The new version of ‘Total Recall’ is different from the original in many ways, but one thing that sadly remains similar is the opening box office gross. Back in 1990, $25.5 million was enough to be the biggest debut of the year. In 2012, an initial earning of $26 million is barely enough to crack the top 25. Given that the remake cost a lot more than the first film, even with inflation considered, the numbers are quite a disappointment. So, once again we can put to sleep the prospect of a ‘Total Recall 2.’

It’s a shame, not because I necessarily like the latest take on this material, which again is loosely based on the Philip K. Dick short story “We Can Remember It For You Wholesale,” but because I was always curious about the ideas for a sequel to the Arnold Schwarzenegger incarnation, none of which came to fruition, obviously. And then there’s also something fascinating about continuing a story from a remake of an adaptation, because even though it’d be a sequel it’d have the potential to be a more wholly original film than those that came before it.

Of course, as many of you are aware, the first plan for ‘Total Recall 2’ was to adapt Dick’s “The Minority Report” as a follow-up with Quaid/Hauser now working for the newly established “PreCrime” police division.

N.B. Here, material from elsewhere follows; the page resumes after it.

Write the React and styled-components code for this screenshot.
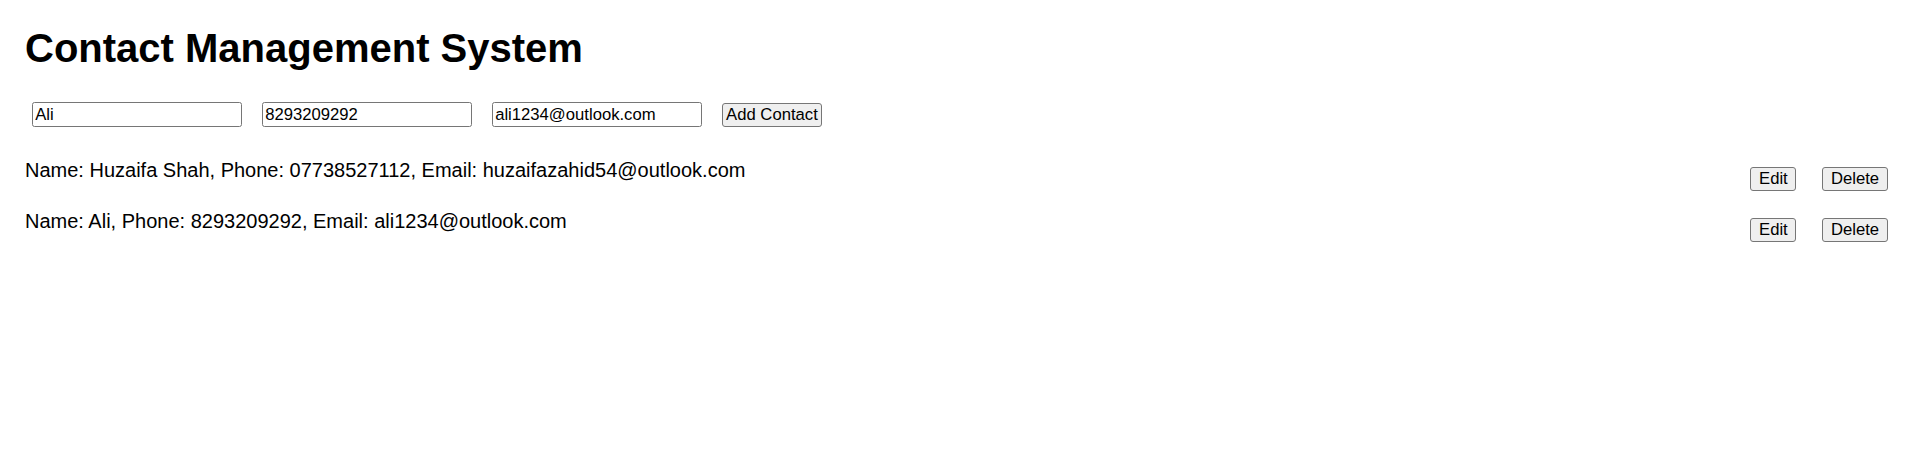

And eventually he has to go on the run again, because the precognitive mutants from Mars who can foresee murders have a vision that he will kill a man, which turns out to be a set up. The script for that idea was eventually turned back into a straight adaptation of the short story and made into a movie by Steven Spielberg.

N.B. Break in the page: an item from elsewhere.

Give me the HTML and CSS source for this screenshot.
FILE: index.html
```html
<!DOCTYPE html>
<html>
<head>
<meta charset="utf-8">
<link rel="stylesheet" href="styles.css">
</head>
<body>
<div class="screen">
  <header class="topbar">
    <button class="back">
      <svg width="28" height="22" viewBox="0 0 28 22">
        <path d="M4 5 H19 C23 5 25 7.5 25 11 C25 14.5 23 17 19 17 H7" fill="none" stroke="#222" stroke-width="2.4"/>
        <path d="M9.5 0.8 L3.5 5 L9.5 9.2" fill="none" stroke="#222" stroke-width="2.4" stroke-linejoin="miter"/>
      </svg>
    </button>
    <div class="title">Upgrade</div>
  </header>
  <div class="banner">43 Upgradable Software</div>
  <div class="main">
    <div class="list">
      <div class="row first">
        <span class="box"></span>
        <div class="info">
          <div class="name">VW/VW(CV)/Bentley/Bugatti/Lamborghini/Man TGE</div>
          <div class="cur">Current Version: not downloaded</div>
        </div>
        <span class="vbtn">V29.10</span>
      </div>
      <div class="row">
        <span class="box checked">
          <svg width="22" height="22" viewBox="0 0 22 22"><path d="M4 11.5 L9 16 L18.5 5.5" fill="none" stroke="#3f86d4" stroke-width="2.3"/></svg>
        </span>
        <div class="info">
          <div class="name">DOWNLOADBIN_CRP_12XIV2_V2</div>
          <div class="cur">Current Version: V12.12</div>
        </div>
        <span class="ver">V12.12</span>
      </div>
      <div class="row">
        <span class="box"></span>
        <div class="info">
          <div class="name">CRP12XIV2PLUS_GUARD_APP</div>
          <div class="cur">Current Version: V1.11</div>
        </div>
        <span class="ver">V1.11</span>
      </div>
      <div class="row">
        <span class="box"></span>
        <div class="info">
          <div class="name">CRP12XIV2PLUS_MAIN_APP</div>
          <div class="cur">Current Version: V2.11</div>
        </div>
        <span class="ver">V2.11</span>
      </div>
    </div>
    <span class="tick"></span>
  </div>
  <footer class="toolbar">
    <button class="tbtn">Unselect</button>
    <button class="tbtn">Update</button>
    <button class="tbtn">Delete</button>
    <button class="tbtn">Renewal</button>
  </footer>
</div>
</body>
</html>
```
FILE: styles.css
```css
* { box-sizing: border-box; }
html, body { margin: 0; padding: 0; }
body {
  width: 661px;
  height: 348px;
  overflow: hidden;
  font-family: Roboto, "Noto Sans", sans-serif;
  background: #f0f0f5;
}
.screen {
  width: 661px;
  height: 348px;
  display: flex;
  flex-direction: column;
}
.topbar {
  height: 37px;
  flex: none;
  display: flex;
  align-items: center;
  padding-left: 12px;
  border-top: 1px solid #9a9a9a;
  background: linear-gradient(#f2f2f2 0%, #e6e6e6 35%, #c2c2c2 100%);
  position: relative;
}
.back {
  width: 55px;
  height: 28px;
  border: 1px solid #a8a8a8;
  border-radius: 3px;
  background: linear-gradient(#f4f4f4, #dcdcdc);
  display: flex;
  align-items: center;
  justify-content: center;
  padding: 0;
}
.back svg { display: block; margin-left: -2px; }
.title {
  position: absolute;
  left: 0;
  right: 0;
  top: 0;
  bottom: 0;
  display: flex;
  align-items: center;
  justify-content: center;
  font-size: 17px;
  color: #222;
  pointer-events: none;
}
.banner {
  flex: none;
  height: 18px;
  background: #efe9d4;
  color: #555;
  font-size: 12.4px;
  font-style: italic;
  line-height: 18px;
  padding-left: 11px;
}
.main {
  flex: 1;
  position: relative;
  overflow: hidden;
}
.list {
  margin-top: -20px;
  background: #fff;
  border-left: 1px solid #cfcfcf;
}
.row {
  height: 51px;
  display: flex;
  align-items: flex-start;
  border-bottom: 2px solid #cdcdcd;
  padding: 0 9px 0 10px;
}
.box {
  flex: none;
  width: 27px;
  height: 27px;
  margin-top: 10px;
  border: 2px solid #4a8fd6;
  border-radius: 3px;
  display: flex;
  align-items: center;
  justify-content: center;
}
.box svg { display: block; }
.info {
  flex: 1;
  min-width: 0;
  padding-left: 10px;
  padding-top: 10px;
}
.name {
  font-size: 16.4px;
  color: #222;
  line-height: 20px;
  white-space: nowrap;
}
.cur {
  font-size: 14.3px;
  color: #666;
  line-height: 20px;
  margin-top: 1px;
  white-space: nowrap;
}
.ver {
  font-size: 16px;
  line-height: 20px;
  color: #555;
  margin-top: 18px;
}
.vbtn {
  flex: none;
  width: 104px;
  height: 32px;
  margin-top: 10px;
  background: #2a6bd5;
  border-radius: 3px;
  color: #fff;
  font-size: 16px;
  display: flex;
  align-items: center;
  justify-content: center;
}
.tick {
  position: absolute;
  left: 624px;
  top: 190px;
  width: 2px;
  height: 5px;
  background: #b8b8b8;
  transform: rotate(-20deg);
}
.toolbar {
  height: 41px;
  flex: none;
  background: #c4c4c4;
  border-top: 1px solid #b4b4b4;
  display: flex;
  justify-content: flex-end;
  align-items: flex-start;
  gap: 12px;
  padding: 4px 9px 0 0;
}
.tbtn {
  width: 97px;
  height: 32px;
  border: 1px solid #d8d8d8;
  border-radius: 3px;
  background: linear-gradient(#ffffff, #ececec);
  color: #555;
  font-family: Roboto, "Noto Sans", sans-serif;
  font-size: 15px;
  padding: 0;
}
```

Interestingly enough, ‘Minority Report’ co-stars Colin Farrell, who now leads the ‘Total Recall’ remake. If you’ve seen the new film, it’s fun to re-watch Spielberg’s decade-old sci-fi-noir as if it were a continuation (i.e. that the ‘Total Recall’ remake is a prequel), although you have to accept that Quaid/Hauser becomes merely a supporting character, a gum-smacking Department of Justice agent who is auditing the PreCrime department when the main character (played by Tom Cruise) is framed and goes into hiding.

By the reason of casting connections, though, we’re just as well-off re-watching ‘Next,’ which is based on Dick’s short story “The Golden Man,” and somehow linking it to the new “Total Recall” by way of Jessica Biel’s characters, each of whom first appears to the respective protagonist in a dream. However, ‘Total Recall’ 2.0 fits better with ‘Minority Report’ in that production designer Patrick Tatopoulos very blatantly divided the look of the former so that one location resembles the future of Spielberg’s film, while the other calls to mind the design of another Dick adaptation, ‘Blade Runner.’

Following the decision to develop “The Minority Report” as its own film, ‘Total Recall 2’ continued as a possibility with numerous drafts written and rewritten to indeed follow Quaid/Hauser on a whole new spy adventure that took the ambiguity of the first film and went wild with it, maintaining the question of whether we’re watching reality or virtual reality and twisting the plot again and again like it was a piece of taffy. Author David Hughes breaks it all down in a chapter of his recently updated book 'Tales from Development Hell.'

To summarize, in any one of the versions of ‘Total Recall 2,’ we could have expected clones, a space elevator or space bridge, plot devices that would resurrect characters who had “died” in the first film, mind control, love triangles, an outer space cruise ship hijacking, time travel (sort of), subterranean colonies, a Parker Posey-type love interest (umm, imagine a Posey and Schwarzenegger love scene) and enough multiple identities and layers of consciousness and narrative to have made ‘Inception’ seem rather tame by the time it came out. It’s not surprising that Schwarzenegger, or anyone else involved, found most of the scripts to be too complicated.

As indicated by the success of ‘Inception’ and other movies made in this century, many people are into complicated. They have the internet now, and with it forums for discussion of and entertainment blogs that dissect headier and complex films and TV shows. One of those ‘Total Recall 2’ drafts could very easily be reworked to fit the remake, although it might not fit too perfectly since the new film is not complicated at all. There’s no ambiguity, no great plot twists and no fodder for conversation afterward. Its single interesting moment is when Bill Nighy’s character gives a speech that’s basically a defense for remakes (unfortunately the film itself is a big counter-argument).

The way the ‘Total Recall’ remake plays out -- as much like a futuristic redo of ‘The Bourne Identity’ as a rehash of the original ‘Total Recall’ -- the most appropriate direction for a sequel would be to just adapt ‘The Bourne Supremacy’ to the world and time of ‘Total Recall 2.’ So it’s probably for the best that we’ll likely get another remake of the film before we ever get a follow up.